Take golf, for instance. Ninety percent of the action consists of walking from one lie to the next, and another nine percent is spent staring at the grass in sober meditation while lining up the next shot. With that in mind, it isn't so surprising that there have been relatively few movies made about golf.

None of this, however, has stopped Robert Redford from making "The Legend of Bagger Vance," starring Matt Damon as a golfer who has lost his swing and Will Smith as the man who helps him find it. For a sampling of earlier golfing movies, look for these titles on home video.

"Follow the Sun" (1951). Glenn Ford plays Ben Hogan in this biographical look at the career of one of golf's most revered champions. Adapted from a "Reader's Digest" article, the script centers around Hogan's struggle to come back after an automobile accident that nearly took his life. Real life golfers Sam Snead, James Demaret, and Cary Middlecoff appear as themselves.

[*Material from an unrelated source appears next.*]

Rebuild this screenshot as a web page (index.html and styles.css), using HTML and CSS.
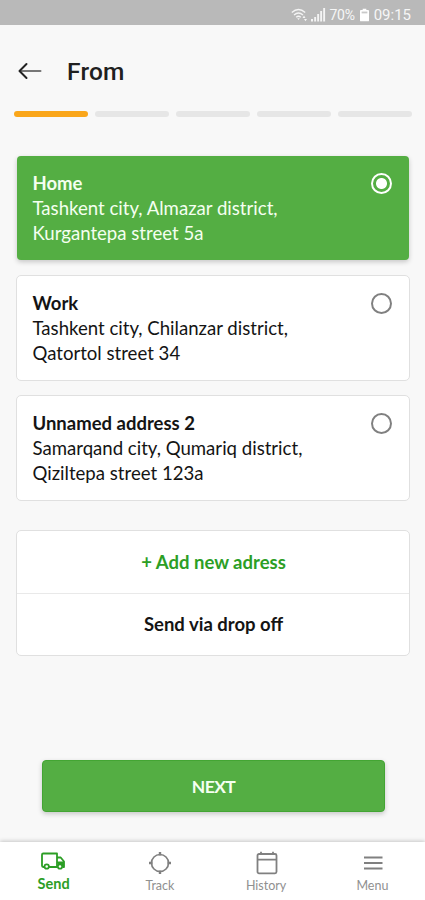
FILE: index.html
```html
<!DOCTYPE html>
<html lang="en">
<head>
<meta charset="utf-8">
<meta name="viewport" content="width=device-width, initial-scale=1">
<title>From</title>
<link rel="stylesheet" href="styles.css">
</head>
<body>
<div class="app">
  <div class="status">
    <svg class="wifi" width="17" height="14" viewBox="0 0 17 14"><g fill="none" stroke="#f4f4f4" stroke-width="1.3"><path d="M.8 4.5Q7.5-1.5 14.2 4.5M3 7Q7.5 3 12 7M5.2 9.3Q7.5 7.3 9.8 9.3"/></g><path d="M6.2 10.2h2.6L7.5 12zM11.5 10l1.500-2.500 1.500 2.500zM13 11h3l-1.500 2.200z" fill="#f4f4f4"/></svg>
    <svg class="signal" width="15" height="14" viewBox="0 0 15 14" fill="#f4f4f4"><path d="M0 11h2v2.500H0zM3.200 9h1.900v4.500H3.200zM6.200 6h1.900v7.500H6.200zM9.200 3h1.900v10.500H9.200zM12.200 0h1.900v13.500h-1.900z"/></svg>
    <span class="percent">70%</span>
    <svg class="battery" width="9" height="14" viewBox="0 0 10 14"><path d="M3 0h4v1.500h2q1 0 1 1V13q0 1-1 1H1q-1 0-1-1V2.500q0-1 1-1h2z" fill="#fff"/><path d="M1.800 3.200h6.400v2H1.800z" fill="#c9c9c9"/></svg>
    <span class="clock">09:15</span>
  </div>
  <header class="header">
    <svg width="24" height="18" viewBox="0 0 24 18" fill="none" stroke-linecap="round" stroke-linejoin="round"><path d="M2 9h20.500" stroke="#777" stroke-width="2"/><path d="M8.500 2L1.500 9l7 7" stroke="#222" stroke-width="2"/></svg>
    <h1>From</h1>
  </header>
  <div class="steps"><i class="done"></i><i></i><i></i><i></i><i></i></div>
  <main class="content">
    <section class="card selected">
      <div><h2>Home</h2><p>Tashkent city, Almazar district,<br>Kurgantepa street 5a</p></div>
      <span class="radio"></span>
    </section>
    <section class="card">
      <div><h2>Work</h2><p>Tashkent city, Chilanzar district,<br>Qatortol street 34</p></div>
      <span class="radio"></span>
    </section>
    <section class="card">
      <div><h2>Unnamed address 2</h2><p>Samarqand city, Qumariq district,<br>Qiziltepa street 123a</p></div>
      <span class="radio"></span>
    </section>
    <section class="actions">
      <a class="add">+ Add new adress</a>
      <a>Send via drop off</a>
    </section>
  </main>
  <button class="next">NEXT</button>
  <nav class="tabs">
    <a class="tab active">
      <svg width="26" height="26" viewBox="0 0 26 26" fill="none" stroke="#2c9e25" stroke-width="1.800" stroke-linejoin="round"><path d="M4 18H3.200Q2 18 2 16.800V5.700Q2 4.500 3.200 4.500H17V18H9"/><path d="M17 8.500h3.700l3.300 4V18h-1M17 13.300h7"/><path d="M18 14h6v3h-6z" fill="#2c9e25" stroke="none"/><circle cx="6.700" cy="17.500" r="2.200" fill="#fff"/><circle cx="20" cy="17.500" r="2.200" fill="#fff"/></svg>
      <span>Send</span>
    </a>
    <a class="tab">
      <svg width="26" height="26" viewBox="0 0 26 26" fill="none" stroke="#808080" stroke-width="1.700"><circle cx="14" cy="14" r="8.500"/><path d="M14 3V6.500M14 21.500V25M3 14h3.500M21.500 14H25" stroke-width="2.400"/></svg>
      <span>Track</span>
    </a>
    <a class="tab">
      <svg width="26" height="26" viewBox="0 0 26 26" fill="none" stroke="#808080" stroke-width="1.800"><rect x="4.500" y="5" width="19" height="19.300" rx="1.500"/><path d="M4.500 10.700h19M8 2.800v3M20 2.800v3"/></svg>
      <span>History</span>
    </a>
    <a class="tab">
      <svg width="26" height="26" viewBox="0 0 26 26" stroke="#808080" stroke-width="2"><path d="M5 8.500h18.500M5 14h18.500M5 19.500h18.500"/></svg>
      <span>Menu</span>
    </a>
  </nav>
</div>
</body>
</html>
```
FILE: styles.css
```css
* { box-sizing: border-box; }
body { margin: 0; background: #f8f8f8; color: #141414; font-family: Lato, sans-serif; }
h1, h2, p { margin: 0; }
.app { height: 900px; display: flex; flex-direction: column; overflow: hidden; }
.status { height: 25px; flex: none; background: #b9b9b9; color: #f6f6f6; display: flex; align-items: center; justify-content: flex-end; padding: 4px 14px 0 0; font: 400 15px/20px Roboto, sans-serif; }
.wifi { margin-right: 3px; }
.signal { margin-right: 4px; }
.percent { font-size: 14px; letter-spacing: -.3px; }
.battery { margin: 0 5px; }
.header { height: 86px; flex: none; display: flex; align-items: center; gap: 25px; padding: 6px 0 0 18px; }
.header h1 { font: 500 24.500px/30px Roboto, sans-serif; color: #202020; padding-top: 1px; letter-spacing: .2px; }
.steps { display: flex; gap: 7px; padding: 0 13px 0 14px; flex: none; }
.steps i { flex: 1; height: 6px; border-radius: 3px; background: #e6e6e6; }
.steps .done { background: #faa61a; }
.content { padding: 38px 15px 0 16px; display: flex; flex-direction: column; gap: 14px; }
.card { height: 106px; display: flex; justify-content: space-between; align-items: flex-start; background: #fff; border: 1px solid #e0e0e0; border-radius: 5px; padding: 15px 17px 0 15.500px; }
.card h2 { font-size: 18.500px; line-height: 25px; font-weight: 700; }
.card p { font-size: 18.600px; line-height: 25px; white-space: nowrap; }
.radio { width: 21px; height: 21px; border: 2px solid #808080; border-radius: 50%; margin-top: 2px; flex: none; }
.selected { height: 104px; margin: 1px; border: 0; border-radius: 4px; background: #54ae43; color: #f4fff0; box-shadow: 0 2px 5px #0003; }
.selected .radio { border-color: #fff; background: radial-gradient(circle, #fff 5px, transparent 6px); }
.actions { margin-top: 15px; height: 126px; border: 1px solid #e0e0e0; border-radius: 5px; background: #fff; display: flex; flex-direction: column; }
.actions a { flex: 1; display: flex; align-items: center; justify-content: center; font-size: 18.500px; font-weight: 700; padding-left: 1px; }
.actions .add { color: #2c9e25; border-bottom: 1px solid #e9e9e9; }
.next { margin: auto 40px 30px 42px; height: 52px; flex: none; border: 1px solid #43a533; border-radius: 4px; background: #54ae43; color: #f4fff0; font: 700 17.500px/26px Lato, sans-serif; letter-spacing: -.6px; box-shadow: 0 2px 5px #0003; padding: 2px 0 0; }
.tabs { height: 58px; flex: none; background: #fff; box-shadow: 0 -1px 4px #0003; display: flex; }
.tab { flex: 1; display: flex; flex-direction: column; align-items: center; padding-top: 7px; font-size: 12.500px; line-height: 18px; color: #909090; }
.tab span { padding: 2px 0 0 1px; }
.tab.active { color: #2c9e25; font-size: 14.500px; font-weight: 700; }
.active svg { margin-bottom: -2px; }
```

"Dead Solid Perfect" (1988). In this clever film, novelist and screenwriter Dan Jenkins does for the pro golf tour what he did for pro football in "Semi-Tough." The made-for-cable adaptation of Jenkins's book stars Randy Quaid as Kenny Lee, a boozing golf pro who is just barely good enough to make the tour. He can skin rich pigeons in pickup games, but he knows he'll probably never see a first place purse on the tour. Jenkins's dialogue, as usual, is spicy and sharp, and Quaid's performance lives up to the movie's title.

"The Caddy" (1953). The filmmakers who have been most consistently drawn to golf down through the years, by a wide margin, have been the comedians. In this film, Dean Martin and Jerry Lewis dig a few divots in the dignity of the game. Lewis plays the son of a famous pro golfer. He knows the game inside out and would surely have followed in his father's footsteps except for the fact that he can't play with a crowd watching him. Martin plays indifferently well, but is unfazed by crowds. Together, they win tournaments - Lewis, as Martin's caddy, coaches him through his games.

"Three Little Beers" (1935). Speaking of the dignity of the game, just imagine The Three Stooges unleashed on the links. That's what this short subject consists of, as the boys play employees at a brewery that is sponsoring a golf tournament. This film can be found on tape as part of a collection called "The Three Stooges: Woman Haters."

"The Golf Specialist" (1930). Although W.C. Fields appeared in several silent films, it was talking pictures that made him a comedy legend. His first talkie was this very funny short subject, which was essentially a filmed record of one of Fields's vaudeville routines. As a would-be golfer, Fields already has adopted the persona that would make his fortune - the blustery, ostentatious windbag whose silver tongue is backed up by nothing at all.

"Caddyshack" (1980). This was the film that put director Harold Ramis on the map. Somewhere in all the slapstick there's a story about a young caddy trying to make good, but that's really only a clothesline on which to hang a string of cheerfully tasteless gags. With Rodney Dangerfield, Bill Murray, and Chevy Chase providing the laughs, it isn't hard to see why it proved to be a runaway box office success.

I should mention, by the way, that there are plenty of films available on video that include wonderful golfing scenes, even though the main storyline of the film lies elsewhere. Most especially, don't miss W.C. Fields in "The Dentist" (1932) and Charlie Chaplin in "The Idle Class" (1921). If you're a golfer, their ludicrous misadventures on the links will make you feel better about your game. And if you're not a golfer, well, they'll make you feel better about that too.